I will repeat to you, Maitreya, the stanzas that were chanted by Earth, and which the Muni Asita communicated to Janaka, whose banner was virtue:

"How great is the folly of princes, who are endowed with the faculty of reason, to cherish the confidence of ambition, when they themselves are but foam upon the wave.

Before they have subdued themselves, they seek to reduce their ministers, their servants, their subjects, under their authority; they then endeavour to overcome their foes.

'Thus,' say they, 'will we conquer the ocean-circled earth;' and, intent upon their project, behold not death, which is not far off.

But what mighty matter is the subjugation of the sea-girt earth to one who can subdue himself. Emancipation from existence is the fruit of self-control.

It is through infatuation that kings desire to possess me, whom their predecessors have been forced to leave, whom their fathers have not retained. Beguiled by the selfish love of sway, fathers contend with sons, and brothers with brothers, for my possession.

Foolishness has been the character of every king who has boasted:

'All this earth is mine--everything is mine--it will be in my house forever;' for he is dead.
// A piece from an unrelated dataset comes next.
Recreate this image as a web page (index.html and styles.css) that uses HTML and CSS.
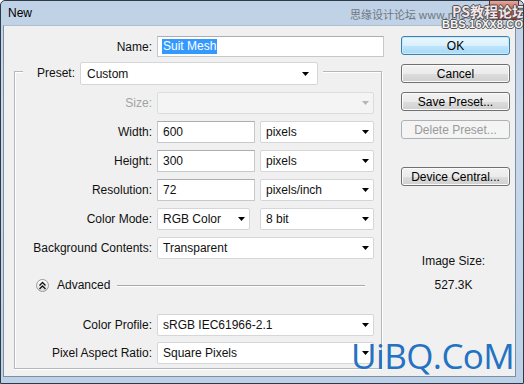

How is it possible that such vain desires should survive in the hearts of his descendants, who have seen their progenitor, absorbed by the thirst of dominion, compelled to relinquish me, whom he called his own, and tread the path of dissolution?

When I hear a king sending word to another by his ambassador: 'This earth is mine; immediately resign your pretensions to it;' I am moved to violent laughter at first, but it soon subsides in pity for the infatuated fool."

These were the verses, Maitreya, which Earth recited, and by listening to which ambition fades away like snow before the sun.

I have now related to you the whole account of the descendants of the Manu; amongst whom have flourished kings endowed with a portion of Viṣṇu, engaged in the preservation of the earth.

Whoever shall listen reverently and with faith to this narrative, proceeding from the posterity of Manu, shall be purified entirely from all his sins, and, with the perfect possession of his faculties, shall live in unequalled affluence, plenty, and prosperity.

He who has heard of the races of the sun and moon, of Ikṣvāku, Jahnu, Maṇḍhātri, Sāgara, and Raghu, who have all perished; of Yayāti, Nahuṣa, and their posterity, who are no more;

of kings of great might, resistless valour, and unbounded wealth, who have been overcome by still more powerful time, and are now only a tale;

he will learn wisdom, and forbear to call either children, or wife, or house, or lands, or wealth, his own.

The arduous penances that have been performed by heroic men obstructing fate for countless years, religious rites and sacrifices of great efficacy and virtue, have been made by time the subject only of narration.

The valiant Prithu traversed the universe, everywhere triumphant over his foes; yet he was blown away, like the light down of the Simmal tree, before the blast of time.

He who was Kārtavīrya subdued innumerable enemies, and conquered the seven zones of the earth; but now he is only the topic of a theme, a subject for affirmation and contradiction.

Fie upon the empire of the sons of Raghu, who triumphed over Daśānana, and extended their sway to the ends of the earth; for was it not consumed in an instant by the frown of the destroyer?

Maṇḍhātri, the emperor of the universe, is embodied only in a legend; and what pious man who hears it will ever be so unwise as to cherish the desire of possession in his soul?

Bhagīratha, Sāgara, Kākutstha, Daśānana, Rāma, Lakṣmana, Yudhisṭhīra, and others, have been. Is it so? Have they ever really existed? Where are they now? We know not!

The powerful kings who now are, or who will be, as I have related them to you, or any others who are unspecified, are all subject to the same fate, and the present and the future will perish and be forgotten, like their predecessors.

Aware of this truth, a wise man will never be influenced by the principle of individual appropriation; and regarding them as only transient and temporal possessions, he will not consider children and posterity, lands and property, or whatever else is personal, to be his own.